With Microsoft’s release of Windows 8 there have been a lot of questions and complaints concerning the most bold new feature, the Start Menu. The Start Menu which replaces the desktop at the start of your computer is considered “innovative” and “incredible” but also is giving users a hard time. We here at South City Computer made a guide for those who are struggling with this new feature, so to help you navigate it better.
Microsoft although wanting to switch up the way your computer starts still they did not entirely throw out the desktop which users are accustomed to. By hitting the Start Button you are transported directly to the Desktop. The Start Button is the picture above but on a key located to the left of the spacebar. The Start Button, if hit while on the Desktop will transport you back to the Start Menu.
The Start Button is the first part of the keyboard shortcut to a lot of the new Windows 8 features, and by holding it down along with hitting another key can access some of the new features. Here are some useful Windows 8 keyboard shortcuts:
- (Start+D)= Go to desktop
- (Start+Tab )=Multitasking Menu
- (Start+Q)= Search Apps
- (Start+F)= Search Files
- (Start+I)= Settings
- (Start+Prnt Scrn)= Screen shot
The biggest change in the new OS is the addition of the Start Menu which has a sleek design geared toward touch-screen, and mobile devices. While the Start Menu certainly looks good it can be confusing to navigate and understand with the Live Tiles especially.

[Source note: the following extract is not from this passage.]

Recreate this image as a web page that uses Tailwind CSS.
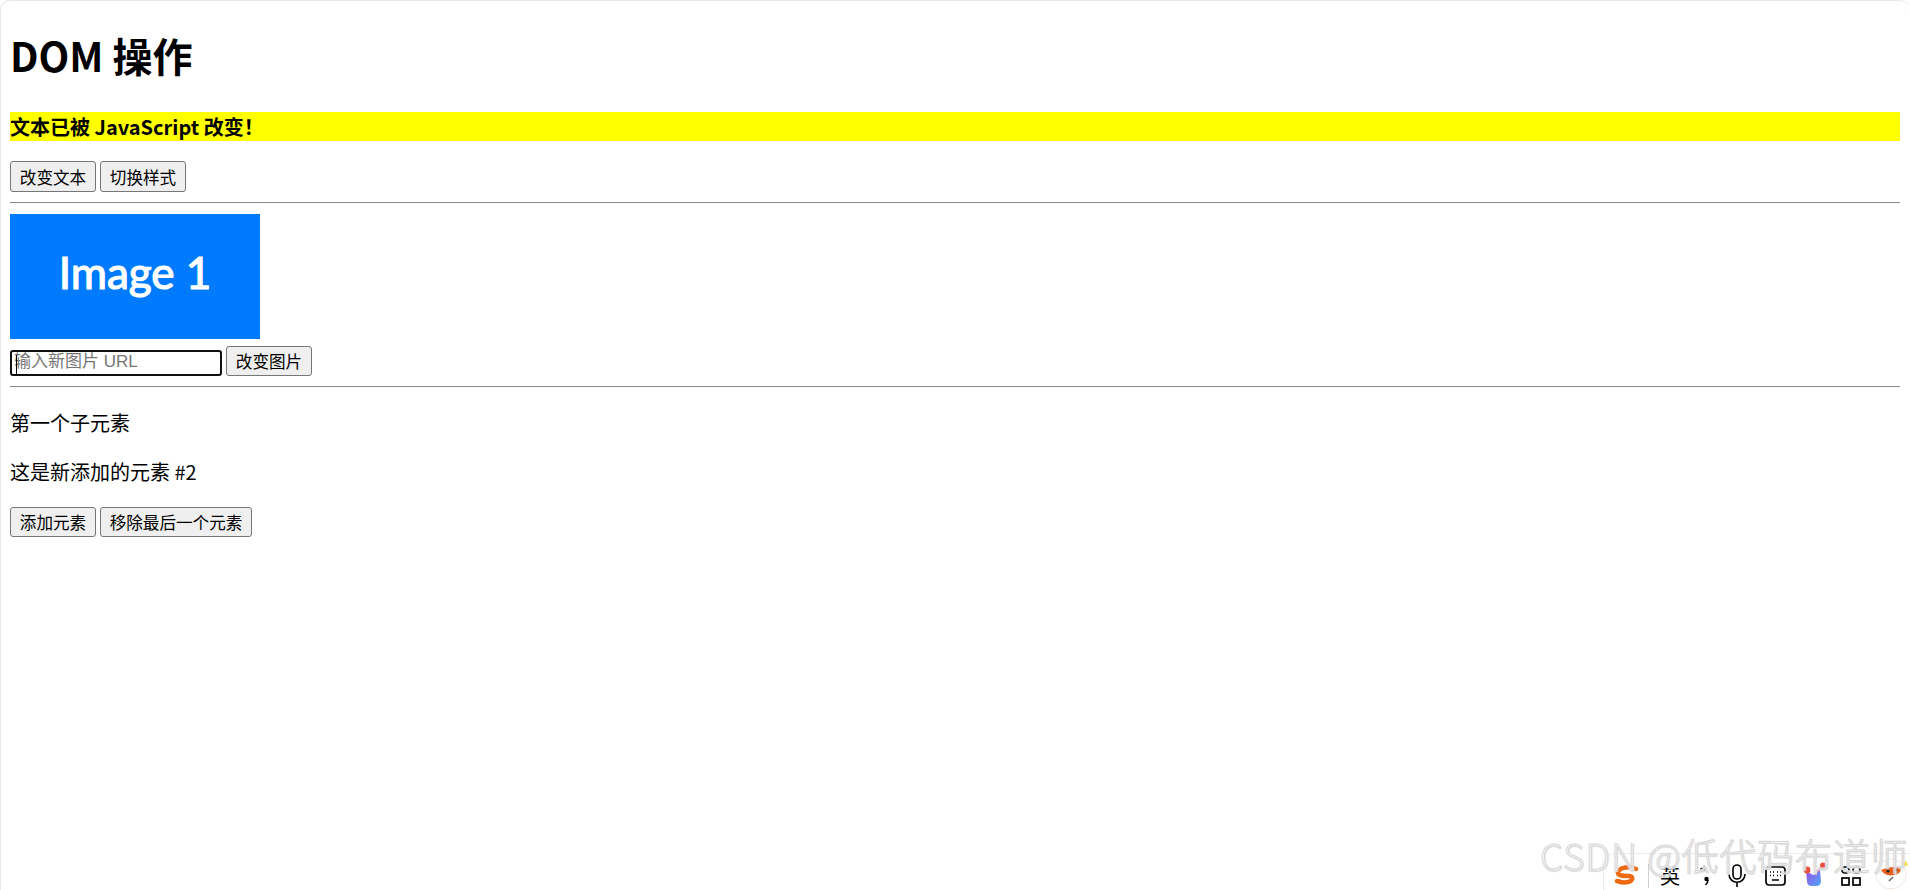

The Live Tiles are essentially applications that are “pinned” to your Start Menu and run even when not in use. They tend not to take up to much room and are apps like: Facebook, Twitter, etc. The Live apps are on the Start Menu and usually have moving pictures or something along those lines going around the box. For example, the Netflix app will have recommended movies or shows fading in and out. Live apps differ from their desktop counterpart which can bring up a lot of confusion; the Live app version of Skype (a program that can be used to video call and instant message) can be opened from the Start Menu and functions differently from the desktop version of Skype.
“Pinning” Programs to the Start Menu:
While Live Tiles can be downloaded from the Windows Store they are not the only thing that can be on the Start Menu. While on the desktop by right-clicking a program you can “pin” it to the start menu, in doing this when you are on the Start Menu you can click the program you pinned and instead of it opening as a live tile Windows opens the program on the desktop.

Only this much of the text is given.